Among the following entries, count the lines that contain "component" and report only the result.

Recorded information:

:::

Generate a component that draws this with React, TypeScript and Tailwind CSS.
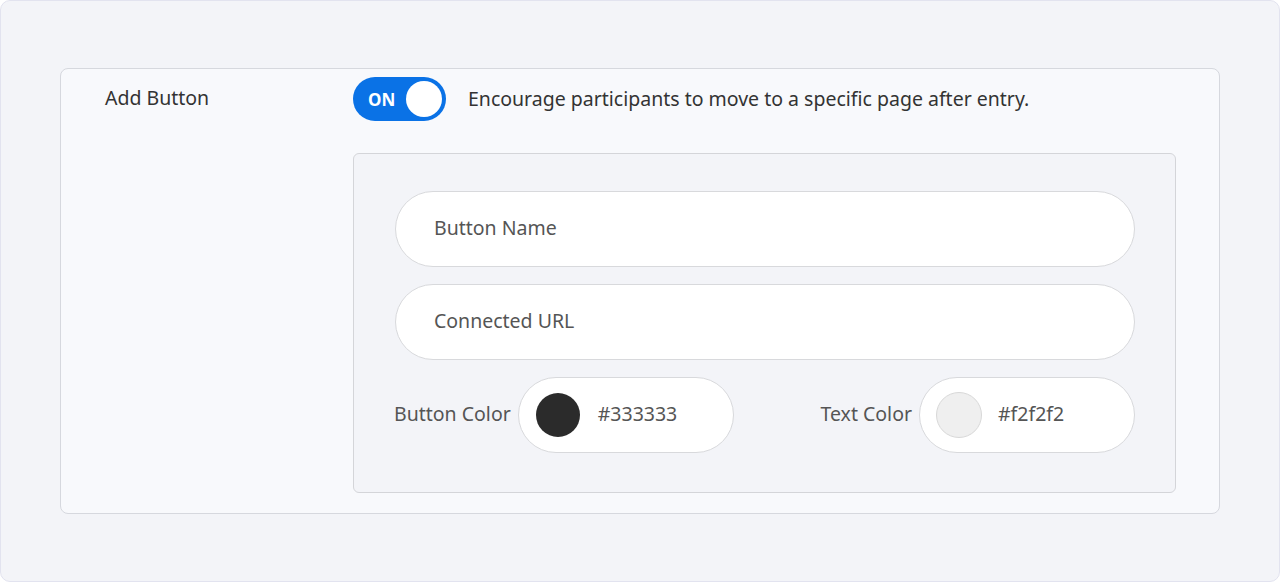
import React from "react";

export default function App() {
  return (
    <div className="w-[1280px] h-[582px] bg-[#f3f4f8] border border-[#e2e3ef] rounded-[10px] pt-[67px] px-[59px] text-[#333]" style={{ fontFamily: '"Noto Sans", "Noto Sans CJK KR", sans-serif' }}>
      <div className="h-[446px] bg-[#f8f9fc] border border-[#d6d8de] rounded-[8px] flex pt-[8px]">
        <div className="w-[292px] pl-[44px] h-[44px] flex items-center text-[19.5px] text-[#333] leading-[26px] -mt-[1px]">Add Button</div>
        <div className="flex flex-col">
          <div className="flex items-center h-[44px]">
            <div className="w-[93px] h-[44px] rounded-full bg-[#0a72e6] flex items-center justify-between pl-[15px] pr-[4px]">
              <span className="text-white text-[17px] font-bold leading-none">ON</span>
              <span className="w-[36px] h-[36px] rounded-full bg-white"></span>
            </div>
            <span className="ml-[22px] text-[19.5px] text-[#333] -mt-[1px]">Encourage participants to move to a specific page after entry.</span>
          </div>
          <div className="mt-[32px] w-[823px] h-[340px] bg-[#f3f4f8] border border-[#d4d5d9] rounded-[6px] pt-[37px] pl-[41px] pr-[40px] flex flex-col gap-[17px]">
            <div className="h-[76px] rounded-full bg-white border border-[#d8d9dc] flex items-center pl-[38px] pb-[3px] text-[19.5px] text-[#555]">Button Name</div>
            <div className="h-[76px] rounded-full bg-white border border-[#d8d9dc] flex items-center pl-[38px] pb-[3px] text-[19.5px] text-[#555]">Connected URL</div>
            <div className="flex items-center justify-between -ml-[1px]">
              <div className="flex items-center gap-[7px]">
                <span className="text-[19.5px] text-[#555] -mt-[2px]">Button Color</span>
                <div className="w-[216px] h-[76px] rounded-full bg-white border border-[#d8d9dc] flex items-center pl-[17px]">
                  <span className="w-[44px] h-[44px] rounded-full bg-[#2b2b2b]"></span>
                  <span className="ml-[18px] text-[19.5px] text-[#555] -mt-[3px]">#333333</span>
                </div>
              </div>
              <div className="flex items-center gap-[7px]">
                <span className="text-[19.5px] text-[#555] -mt-[2px]">Text Color</span>
                <div className="w-[216px] h-[76px] rounded-full bg-white border border-[#d8d9dc] flex items-center pl-[16px]">
                  <span className="w-[46px] h-[46px] rounded-full bg-[#efefef] border border-[#d8d8d8]"></span>
                  <span className="ml-[16px] text-[19.5px] text-[#555] -mt-[3px]">#f2f2f2</span>
                </div>
              </div>
            </div>
          </div>
        </div>
      </div>
    </div>
  );
}
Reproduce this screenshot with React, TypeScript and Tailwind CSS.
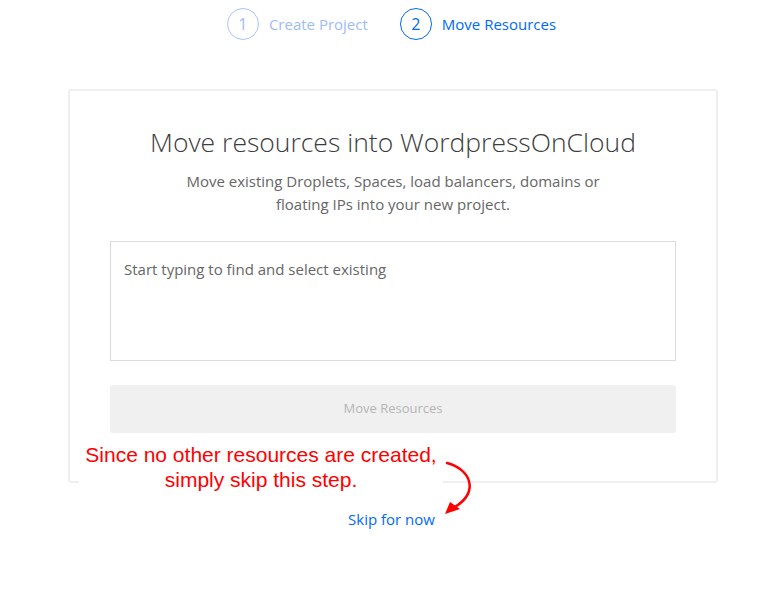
export default function App() {
  return (
    <div className="relative w-[783px] h-[613px] bg-white overflow-hidden font-['Open_Sans','Lato',sans-serif]">
      {/* Stepper */}
      <div className="flex justify-center items-center gap-8 pt-2">
        <div className="flex items-center gap-[10px]">
          <div className="h-8 w-8 rounded-full border border-[#a9c4fc] flex items-center justify-center text-[16px] text-[#9dbbfb]">
            1
          </div>
          <span className="text-[15px] text-[#9dbbfb]">Create Project</span>
        </div>
        <div className="flex items-center gap-[10px]">
          <div className="h-8 w-8 rounded-full border border-[#0069ff] flex items-center justify-center text-[16px] text-[#0069ff]">
            2
          </div>
          <span className="text-[15px] text-[#0069ff]">Move Resources</span>
        </div>
      </div>

      {/* Card */}
      <div className="ml-[68px] mt-[49px] w-[650px] h-[394px] border-2 border-[#efefef] rounded-[3px] px-10 pt-[35px]">
        <h1 className="text-center text-[26.5px] leading-8 font-light text-[#3d3d3d]">
          Move resources into WordpressOnCloud
        </h1>
        <p className="mt-3 mx-auto w-[430px] text-center text-[15px] leading-[23px] text-[#666]">
          Move existing Droplets, Spaces, load balancers, domains or floating IPs into your new project.
        </p>
        <div className="mt-[25px] h-[120px] border border-[#dcdcdc] px-[13px] pt-4 text-[15px] leading-[22px] text-[#666]">
          Start typing to find and select existing
        </div>
        <div className="mt-6 h-12 rounded-[3px] bg-[#f0f0f0] flex items-center justify-center text-[13px] text-[#b5b5b5]">
          Move Resources
        </div>
      </div>

      <div className="mt-[26px] text-center text-[15px] leading-5 text-[#0069ff]">Skip for now</div>

      {/* Annotation */}
      <div className="absolute left-[79px] top-[442px] w-[364px] h-[52px] bg-white flex flex-col items-center font-['Liberation_Sans',Arial,sans-serif] text-[21px] leading-[25px] text-[#ff0000]">
        <span className="whitespace-nowrap">Since no other resources are created,</span>
        <span>simply skip this step.</span>
      </div>
      <svg className="absolute left-[440px] top-[455px]" width="40" height="65" viewBox="0 0 40 65">
        <path d="M7 8 C 30 14, 40 36, 15 52" fill="none" stroke="#ff0000" strokeWidth="2.5" strokeLinecap="round" />
        <polygon points="5,59 10,47 20,54" fill="#ff0000" />
      </svg>
    </div>
  );
}
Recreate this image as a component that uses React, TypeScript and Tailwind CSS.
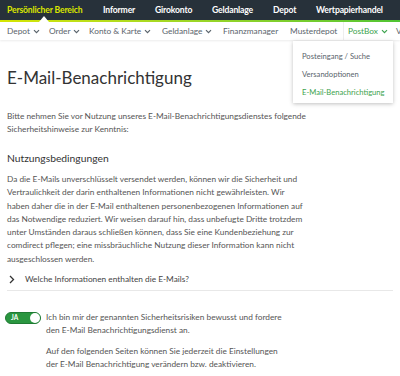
import React from "react";

const Chev = ({ className = "" }: { className?: string }) => (
  <svg width="7" height="5" viewBox="0 0 7 5" className={className}>
    <path d="M1 1.2 L3.5 3.7 L6 1.2" fill="none" stroke="currentColor" strokeWidth="1.2" />
  </svg>
);

export default function App() {
  const font = { fontFamily: "Lato, 'Open Sans', sans-serif" };
  return (
    <div className="w-[400px] h-[376px] bg-white overflow-hidden relative text-[#444]" style={font}>
      {/* top nav */}
      <div className="h-[20px] bg-[#27313a] flex items-center text-[8.6px] font-bold tracking-[-0.15px] text-white whitespace-nowrap pl-[7px]">
        <span className="w-[96px] shrink-0 text-[#dbe600]">Persönlicher Bereich</span>
        <span className="w-[52px] shrink-0">Informer</span>
        <span className="w-[57px] shrink-0">Girokonto</span>
        <span className="w-[61px] shrink-0">Geldanlage</span>
        <span className="w-[43px] shrink-0">Depot</span>
        <span className="shrink-0">Wertpapierhandel</span>
      </div>
      <div className="h-[2px] bg-gradient-to-r from-[#d6e600] to-[#4fc433] relative">
        <div className="absolute left-[39px] top-[-4px] w-0 h-0 border-l-[5px] border-r-[5px] border-b-[6px] border-l-transparent border-r-transparent border-b-white" />
      </div>
      {/* sub nav */}
      <div className="h-[18px] bg-white flex items-center text-[8.3px] text-[#5a646c] whitespace-nowrap shadow-[0_1px_2px_rgba(0,0,0,0.08)] pl-[7px]">
        <span className="w-[42px] shrink-0 flex items-center gap-[3px]">Depot <Chev /></span>
        <span className="w-[40px] shrink-0 flex items-center gap-[3px]">Order <Chev /></span>
        <span className="w-[73px] shrink-0 flex items-center gap-[3px]">Konto &amp; Karte <Chev /></span>
        <span className="w-[61px] shrink-0 flex items-center gap-[3px]">Geldanlage <Chev /></span>
        <span className="w-[67px] shrink-0">Finanzmanager</span>
        <span className="w-[53px] shrink-0">Musterdepot</span>
        <span className="w-[53px] shrink-0 pl-[4px] h-full flex items-center gap-[3px] text-[#3da34e] border-l border-[#eeeeee]">PostBox <Chev /></span>
        <span className="shrink-0">V</span>
      </div>
      {/* dropdown */}
      <div className="absolute left-[293px] top-[41px] w-[100px] h-[62px] bg-white shadow-[0_1px_4px_rgba(0,0,0,0.25)] text-[7.6px] text-[#5a646c] flex flex-col pl-[9px] pt-[10px] gap-[8px] z-10 whitespace-nowrap">
        <span className="leading-[10px]">Posteingang / Suche</span>
        <span className="leading-[10px]">Versandoptionen</span>
        <span className="leading-[10px] text-[#3da34e]">E-Mail-Benachrichtigung</span>
      </div>

      <div className="px-[7px]">
        <h1 className="mt-[27px] text-[17px] leading-[22px] text-[#333]">E-Mail-Benachrichtigung</h1>
        <p className="mt-[21px] text-[8.3px] leading-[13px] text-[#555]">
          Bitte nehmen Sie vor Nutzung unseres E-Mail-Benachrichtigungsdienstes folgende
          <br />
          Sicherheitshinweise zur Kenntnis:
        </p>
        <h2 className="mt-[15px] text-[10.3px] leading-[14px] text-[#333]">Nutzungsbedingungen</h2>
        <p className="mt-[8px] text-[8.3px] leading-[13.3px] text-[#555]">
          Da die E-Mails unverschlüsselt versendet werden, können wir die Sicherheit und
          <br />
          Vertraulichkeit der darin enthaltenen Informationen nicht gewährleisten. Wir
          <br />
          haben daher die in der E-Mail enthaltenen personenbezogenen Informationen auf
          <br />
          das Notwendige reduziert. Wir weisen darauf hin, dass unbefugte Dritte trotzdem
          <br />
          unter Umständen daraus schließen können, dass Sie eine Kundenbeziehung zur
          <br />
          comdirect pflegen; eine missbräuchliche Nutzung dieser Information kann nicht
          <br />
          ausgeschlossen werden.
        </p>
        <div className="mt-[7px] flex items-center h-[13px] pb-[4px] border-b border-[#e8e8e8] box-content">
          <svg width="6" height="9" viewBox="0 0 6 9" className="ml-[2px] text-[#333]">
            <path d="M1 1 L4.5 4.5 L1 8" fill="none" stroke="currentColor" strokeWidth="1.3" />
          </svg>
          <span className="ml-[10px] text-[8.3px] text-[#444]">Welche Informationen enthalten die E-Mails?</span>
        </div>
        <div className="mt-[20px] flex items-start">
          <div className="mt-[1px] -ml-[2px] w-[36px] h-[12px] rounded-full bg-[#2a9640] border border-[#1f7a33] relative flex items-center shrink-0">
            <span className="ml-[5px] text-[6.5px] font-bold text-white">JA</span>
            <span className="absolute right-[0px] top-[0px] w-[10px] h-[10px] rounded-full bg-white" />
          </div>
          <div className="ml-[5px] text-[8.3px] leading-[13px] text-[#555]">
            <p>
              Ich bin mir der genannten Sicherheitsrisiken bewusst und fordere
              <br />
              den E-Mail Benachrichtigungsdienst an.
            </p>
            <p className="mt-[8px]">
              Auf den folgenden Seiten können Sie jederzeit die Einstellungen
              <br />
              der E-Mail Benachrichtigung verändern bzw. deaktivieren.
            </p>
          </div>
        </div>
      </div>
    </div>
  );
}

:::

Output of the task:
2